Two problems appear in my sample text:

Something is wrong with line breaking: the first character in the RTL run that crosses a line break is missing.

Something is wrong with the end of the text: the last few characters aren’t detected properly as RTL. This one has been killing me for a while now!! It probably has to do with text length, or maybe the new lines have \rs which are some how confusing the text length when I transform it from QString to FriBidiChar *. I eliminated some possibilities for the cause of this bug, but others are still open.

Also, sometimes I experience crashes with Signal #11, which I was told is a memory access error (on the scribus-dev irc channel).

So, things are still shaky, but inshalla we’re getting somewhere.

Quick Update!

Just as I was writing the last paragraph, I realized what the bugs where, and I fixed them!

Here’s an updated picture of the current state of affairs on the bidi front:

bidi

Addendum

I’m putting my changes public on github: http://github.com/hasenj/scribus/tree/hasen

I talked to andreas “avox” on the dev channel yesterday, he pointed me to a series of patches by pierre that use harfbuzz. http://bugs.scribus.net/view.php?id=4645

Those patches don’t seem related to shaping, but they do use HarfBuzz, so at least they can serve as pointers when I go back to explore HarfBuzz some more. I don’t have a log of the conversation so I forgot whether pierre was in fact working on shaping or not.

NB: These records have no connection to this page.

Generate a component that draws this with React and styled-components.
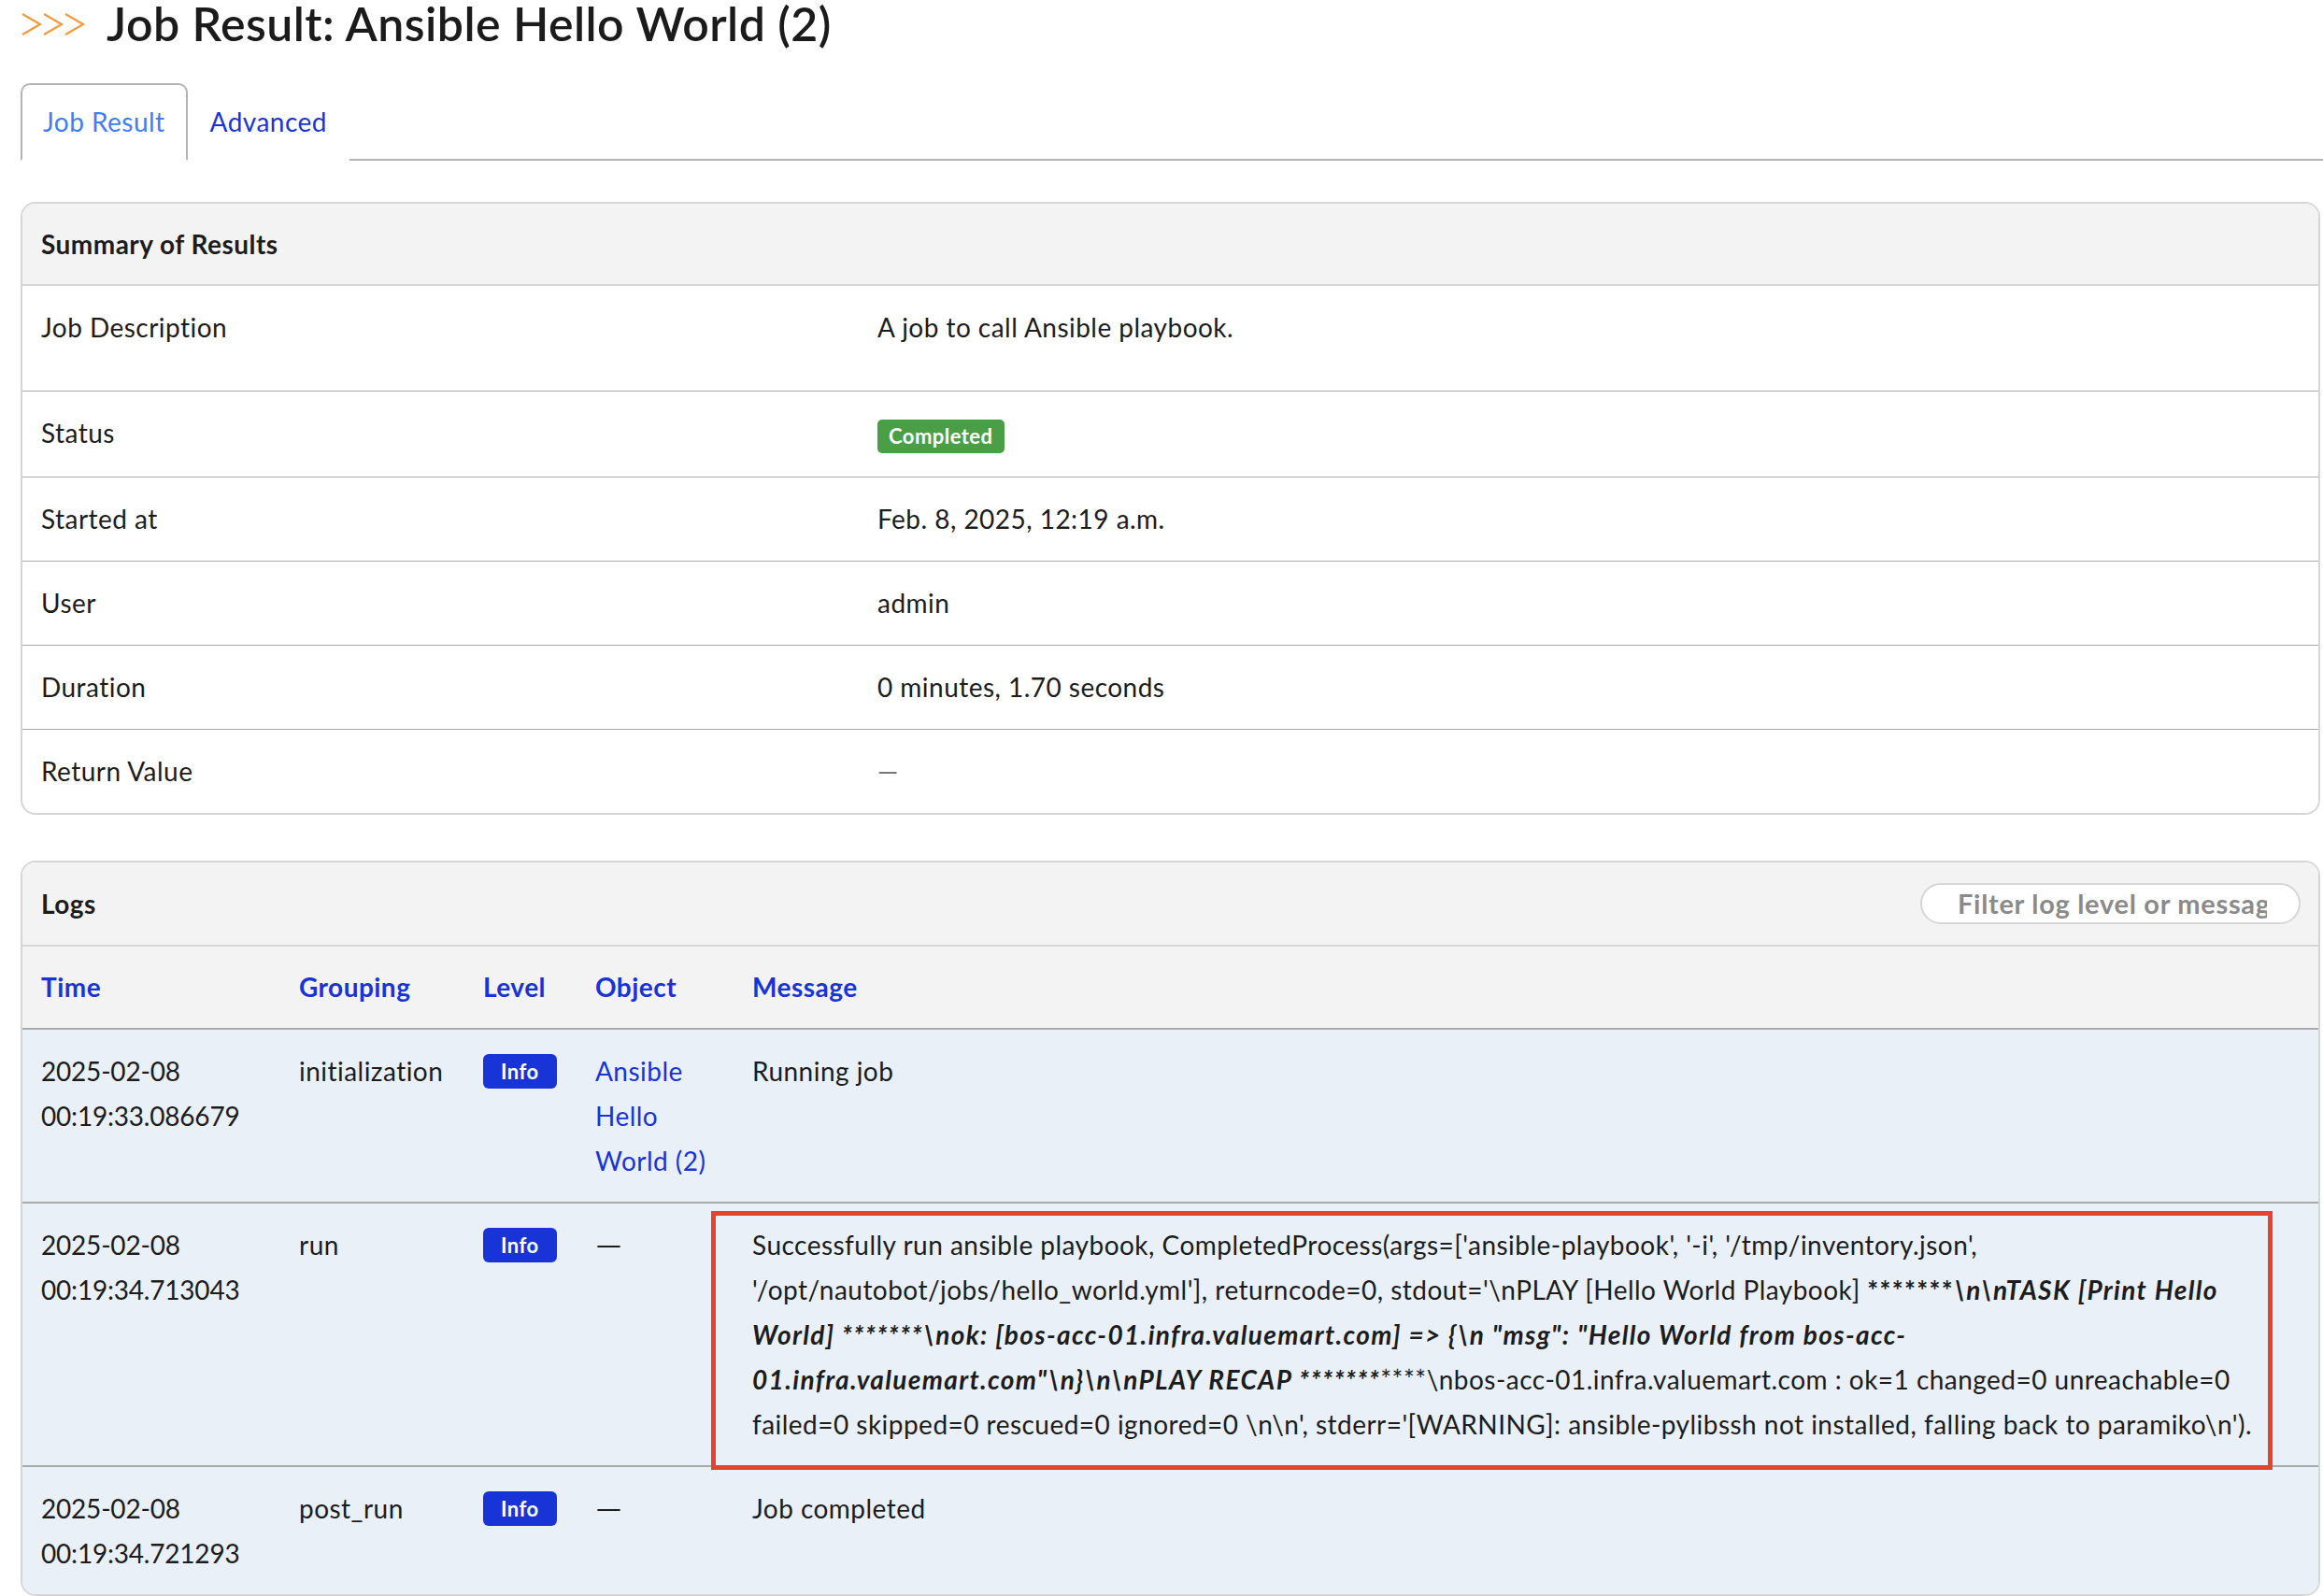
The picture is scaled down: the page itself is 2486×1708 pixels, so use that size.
import React from 'react';
import styled, { createGlobalStyle } from 'styled-components';

const GlobalStyle = createGlobalStyle`
  body {
    margin: 0;
    background: #ffffff;
    color: #1c1c1c;
    font-family: Lato, "Noto Sans", sans-serif;
    font-size: 28px;
    letter-spacing: 0.47px;
  }
`;

const logs = [
  {
    date: '2025-02-08',
    time: '00:19:33.086679',
    grouping: 'initialization',
    object: 'Ansible Hello World (2)',
    message: 'Running job',
  },
  {
    date: '2025-02-08',
    time: '00:19:34.713043',
    grouping: 'run',
    object: null,
    message: 'playbook',
    marked: true,
  },
  {
    date: '2025-02-08',
    time: '00:19:34.721293',
    grouping: 'post_run',
    object: null,
    message: 'Job completed',
  },
];

function Chevrons() {
  return (
    <svg width="70" height="28" viewBox="0 0 70 28" fill="none">
      {[0, 23, 46].map((x) => (
        <path
          key={x}
          d={`M${x + 2} 3 L${x + 21} 14 L${x + 2} 25`}
          stroke="#f29a3a"
          strokeWidth="2.2"
        />
      ))}
    </svg>
  );
}

function PlaybookMessage() {
  return (
    <>
      {"Successfully run ansible playbook, CompletedProcess(args=['ansible-playbook', '-i', '/tmp/inventory.json', '/opt/nautobot/jobs/hello_world.yml'], returncode=0, stdout='\\nPLAY [Hello World Playbook] "}
      <Strong>*******</Strong>
      <Strong>
        <em>
          {'\\n\\nTASK [Print Hello World] *******\\nok: [bos-acc-01.infra.valuemart.com] => {\\n "msg": "Hello World from bos-acc-01.infra.valuemart.com"\\n}\\n\\nPLAY RECAP *******'}
        </em>
      </Strong>
      {"****\\nbos-acc-01.infra.valuemart.com : ok=1 changed=0 unreachable=0 failed=0 skipped=0 rescued=0 ignored=0 \\n\\n', stderr='[WARNING]: ansible-pylibssh not installed, falling back to paramiko\\n')."}
    </>
  );
}

export default function App() {
  const summary = [
    { label: 'Status', value: <StatusBadge>Completed</StatusBadge> },
    { label: 'Started at', value: 'Feb. 8, 2025, 12:19 a.m.' },
    { label: 'User', value: 'admin' },
    { label: 'Duration', value: '0 minutes, 1.70 seconds' },
    { label: 'Return Value', value: <Muted>—</Muted> },
  ];

  return (
    <Page>
      <GlobalStyle />
      <Title>
        <Chevrons />
        <span>Job Result: Ansible Hello World (2)</span>
      </Title>

      <TabBar>
        <Tab $active>Job Result</Tab>
        <Tab>Advanced</Tab>
      </TabBar>

      <Panel>
        <PanelHeading>Summary of Results</PanelHeading>
        <SummaryTable>
          <tbody>
            <tr>
              <LabelCell>Job Description</LabelCell>
              <td>
                <Description>A job to call Ansible playbook.</Description>
              </td>
            </tr>
            {summary.map((row) => (
              <tr key={row.label}>
                <LabelCell>{row.label}</LabelCell>
                <td>{row.value}</td>
              </tr>
            ))}
          </tbody>
        </SummaryTable>
      </Panel>

      <LogsPanel>
        <LogsHeading>
          <span>Logs</span>
          <FilterInput placeholder="Filter log level or message" />
        </LogsHeading>
        <LogTable>
          <colgroup>
            <col style={{ width: 274 }} />
            <col style={{ width: 197 }} />
            <col style={{ width: 120 }} />
            <col style={{ width: 168 }} />
            <col />
          </colgroup>
          <thead>
            <tr>
              <th>Time</th>
              <th>Grouping</th>
              <th>Level</th>
              <th>Object</th>
              <th>Message</th>
            </tr>
          </thead>
          <tbody>
            {logs.map((log) => (
              <tr key={log.time}>
                <TimeCell>
                  {log.date}
                  <br />
                  {log.time}
                </TimeCell>
                <td>{log.grouping}</td>
                <td>
                  <LevelBadge>Info</LevelBadge>
                </td>
                <td>{log.object ? <LinkText>{log.object}</LinkText> : <Dash>—</Dash>}</td>
                <MessageCell>
                  {log.marked ? <PlaybookMessage /> : log.message}
                  {log.marked && <Highlight />}
                </MessageCell>
              </tr>
            ))}
          </tbody>
        </LogTable>
      </LogsPanel>
    </Page>
  );
}

const Page = styled.div`
  padding: 0 3px 0 22px;
`;

const Title = styled.h1`
  display: flex;
  align-items: center;
  gap: 22px;
  margin: 0;
  height: 50px;
  font-size: 50px;
  font-weight: 600;
  line-height: 50px;
  color: #1b1b1b;
  letter-spacing: 0.45px;
  svg {
    flex: none;
    margin-top: 2px;
  }
`;

const TabBar = styled.div`
  display: flex;
  margin-top: 39px;
  margin-right: -3px;
  border-bottom: 2px solid #b3b3b3;
`;

const Tab = styled.div`
  padding: 19px 22px 20px;
  line-height: 40px;
  margin-bottom: -2px;
  border: 2px solid ${(p) => (p.$active ? '#b3b3b3' : 'transparent')};
  border-bottom-color: ${(p) => (p.$active ? '#ffffff' : 'transparent')};
  border-radius: 10px 10px 0 0;
  color: ${(p) => (p.$active ? '#3d7ff2' : '#1934d6')};
  background: #ffffff;
`;

const Panel = styled.div`
  margin-top: 44px;
  border: 2px solid #d6d6d6;
  border-radius: 16px;
  overflow: hidden;
`;

const PanelHeading = styled.div`
  padding: 23px 20px;
  line-height: 40px;
  font-weight: 700;
  background: #f3f3f3;
  border-bottom: 2px solid #d6d6d6;
`;

const SummaryTable = styled.table`
  width: 100%;
  border-collapse: collapse;
  td {
    padding: 24px 20px 25px;
    line-height: 40px;
    vertical-align: top;
  }
  tr + tr td {
    border-top: 1px solid #aaaaaa;
  }
`;

const LabelCell = styled.td`
  width: 855px;
`;

const Description = styled.p`
  margin: 0 0 23px;
`;

const StatusBadge = styled.span`
  display: inline-block;
  padding: 0 12px;
  line-height: 36px;
  font-size: 22px;
  font-weight: 700;
  color: #ffffff;
  background: #4a9e45;
  border-radius: 5px;
  vertical-align: middle;
`;

const Muted = styled.span`
  color: #777777;
`;

const Dash = styled.span`
  display: inline-block;
  transform: scaleX(1.3);
  transform-origin: left center;
`;

const LogsPanel = styled(Panel)`
  margin-top: 49px;
`;

const LogsHeading = styled.div`
  display: flex;
  align-items: center;
  justify-content: space-between;
  height: 88px;
  padding: 0 19px 0 20px;
  font-weight: 700;
  background: #f3f3f3;
  border-bottom: 2px solid #d6d6d6;
`;

const FilterInput = styled.input`
  box-sizing: border-box;
  width: 407px;
  height: 44px;
  padding: 0 34px 0 38px;
  border: 2px solid #d6d6d6;
  border-radius: 22px;
  background: #ffffff;
  font-family: inherit;
  font-size: 29px;
  font-weight: 700;
  letter-spacing: 0.7px;
  outline: none;
  &::placeholder {
    color: #8a8a8a;
    font-weight: 700;
  }
`;

const LogTable = styled.table`
  width: 100%;
  table-layout: fixed;
  border-collapse: collapse;
  th {
    padding: 20px 22px 19px;
    line-height: 47.6px;
    text-align: left;
    font-weight: 700;
    color: #1934d6;
    background: #f3f3f3;
    border-bottom: 2px solid #aaaaaa;
  }
  td {
    padding: 20px 22px;
    line-height: 48px;
    vertical-align: top;
    background: #e9f0f8;
  }
  th:first-child,
  td:first-child {
    padding-left: 20px;
  }
  tbody tr + tr td {
    border-top: 2px solid #aaaaaa;
  }
`;

const TimeCell = styled.td`
  letter-spacing: -0.2px;
`;

const LevelBadge = styled.span`
  display: inline-block;
  padding: 0 19px;
  line-height: 37px;
  font-size: 22px;
  font-weight: 700;
  color: #ffffff;
  background: #1934d6;
  border-radius: 6px;
  vertical-align: middle;
  position: relative;
  top: -3px;
`;

const LinkText = styled.span`
  color: #1934d6;
`;

const MessageCell = styled.td`
  position: relative;
  padding-right: 44px !important;
  overflow-wrap: break-word;
`;

const Strong = styled.strong`
  letter-spacing: 1.35px;
`;

const Highlight = styled.div`
  position: absolute;
  z-index: 2;
  left: -22px;
  right: 49px;
  top: 8px;
  bottom: -5px;
  border: 5px solid #e5432b;
  pointer-events: none;
`;
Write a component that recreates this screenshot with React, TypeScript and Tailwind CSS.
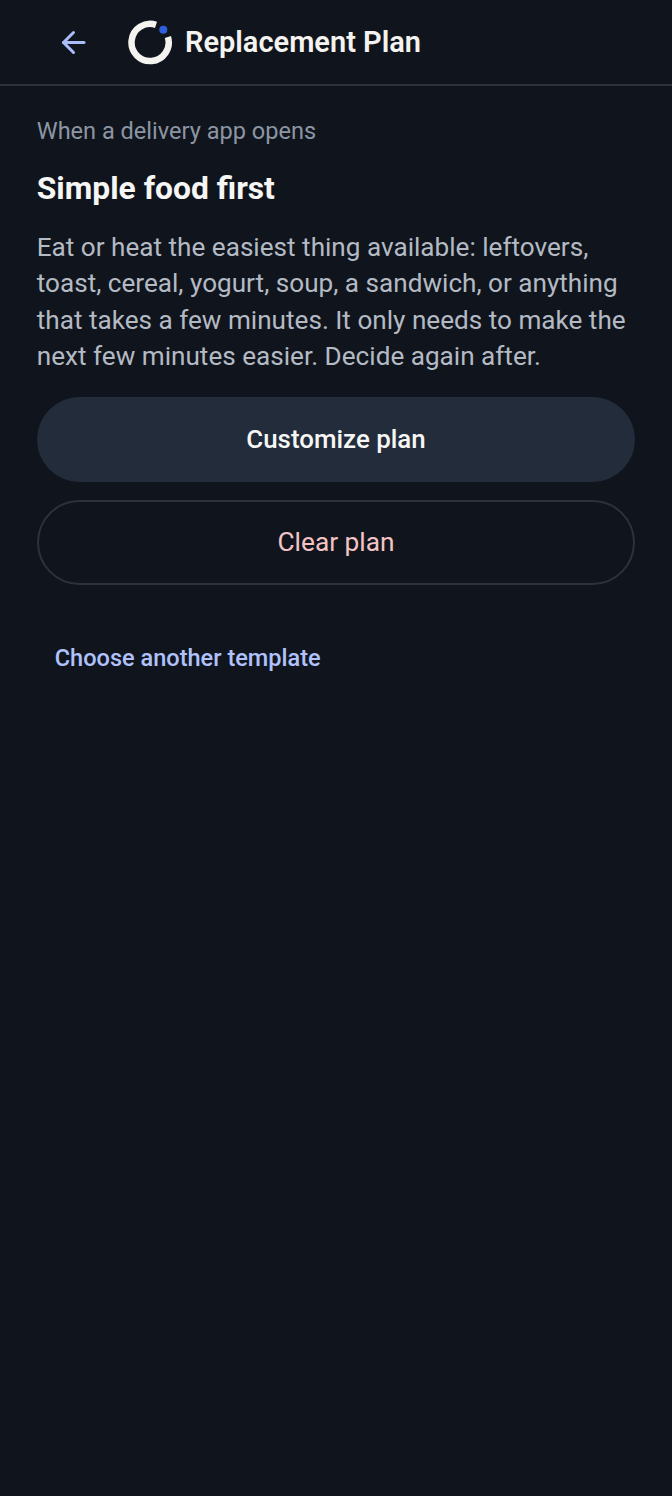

For now I still have some work to do on the bidi front: in the current state of affairs, the whole text in the text frame is treated as a single paragraph. This is bad because, I’m using the method of specifying the base paragraph direction according to the first character with a hard-wired direction. So if the text has 2 paragraphs: the first is arabic, and the second is english, then all of the text (i.e. including the english paragraph) will be treated as if having an RTL base direction, which affects how neutral characters (such as punctuation marks) are positioned.